In statement 2 you are multiplying by a power of 10, in this case, you are adding zeros, so the 6 now becomes the tens place as opposed to the hundreds place.

The answer is B.


Thanks

correct.

interestingly, the fact that r is an integer is completely irrelevant to the solution; the properties of digits of non-integers are exactly the same as the properties of digits of integers.
there are some special facts about integers, though, because all of their decimal places are 0 (i.e., there's nothing after the decimal point of an integer, except 0000....). for instance, if x is an integer, then both the units and tens digits of 100x must be 0. etc.

[birgiolasj]

Given: r is an int > 0
Question: ten's digit of r?
---
1: ten's digit of r/10 is 3
r/10 = 3_
r=3_ * 10
r=3_0
_ is the 10's digit -> not sufficient

---
2: hundreds digit of 10r is 6
6__ = 10r
6_._=r
6 is the 10's digit -> sufficient

B
-----------------
Alternatively,
1: ten's digit of r/10 is 3
number r divided by 10 is thirty something
so, r is three hundred something
don't have ten's -> insufficient

2: hundreds digit of 10r is 6
number r times 10 is 6 hundred something
so, r must be sixty something
got ten's -> sufficient

---
-Justas

[RonPurewal]

that's the idea, yes.

[rachelhong2012]

What is the tens digit of the positive integer r?

1. The tens digit of r/10 is 3.
2. The hundreds digit of 10r is 6.

one strategy is to put down the rank on a piece of paper
thousands hundreds tens ones tenths hundredths

as you go from left to right, you're decreasing by 10 by each rank spot
as you move from right to left, you're increasing by 10 by each rank spot

(1) by dividing by 10, the decimal had been demoted 1 rank spot to the right. to recover to original number, we have to multiply by 10 and shift 1 rank spot to the left, so the current tens digit would become hundreds digit. doesn't tell us about tens digit, insuff

(2) same logic. by multiplying by 10, the decimal had been promoted and shifted 1 space to the left, so to undo this effect and return to original, we have to shift one rank spot to the right. so the hundreds becomes tens. we know the tens digit. suff

B

[RonPurewal]

rachel -- good.

it may be more instructive to illustrate what rachel is saying with notation:


statement 1:

we can write r/10 = ...XXX3X.X
(note that the X's don't necessarily stand for the same digit; they are just complete mystery digits. also, note that r/10 has at most one decimal place, because r is an integer.)

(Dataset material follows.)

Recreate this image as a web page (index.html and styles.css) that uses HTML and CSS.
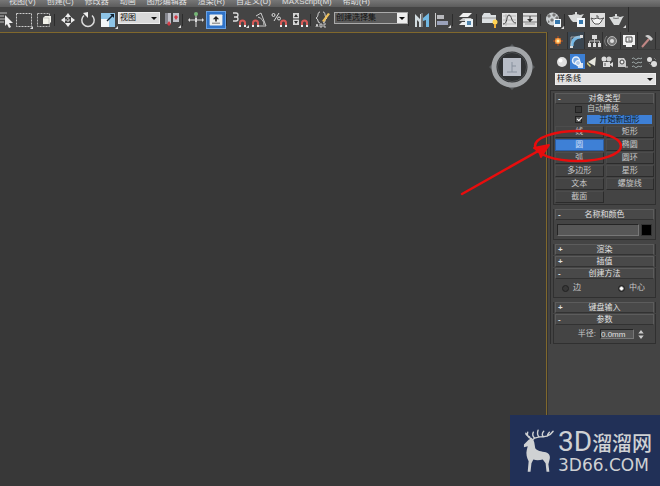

multiply both sides by 10 to give
r = ...XXX3XX
in other words, the hundreds digit of r is 3. that is cute, but it doesn't help us answer the question.



statement 2:

we can write 10r = ...XXX6X0
(note that the last digit of 10r has to be zero, because r is an integer.)

divide both sides by 10 to give
r = ...XXX6X
this gives us what we want: the tens digit is 6.

[priyankadhawan223]

hey,

here's another way:

r=ABCD so the tens digit is "C". so our aim is to find C.

1)r/10=ABC.D and tens digit it 3, so basically this is saying B is 3. however, our aim is to find C. insufficient.

2) 10r=ABCD0 and the hundreds digit is 6. so basically C=6. sufficient!

thanks.

[RonPurewal]

hey,

here's another way:

r=ABCD so the tens digit is "C". so our aim is to find C.

1)r/10=ABC.D and tens digit it 3, so basically this is saying B is 3. however, our aim is to find C. insufficient.

2) 10r=ABCD0 and the hundreds digit is 6. so basically C=6. sufficient!

thanks.

thanks.
note that this solution is actually identical to the one in the post directly above it (with "abcd" substituted for "xxxx"). but, yes, it works.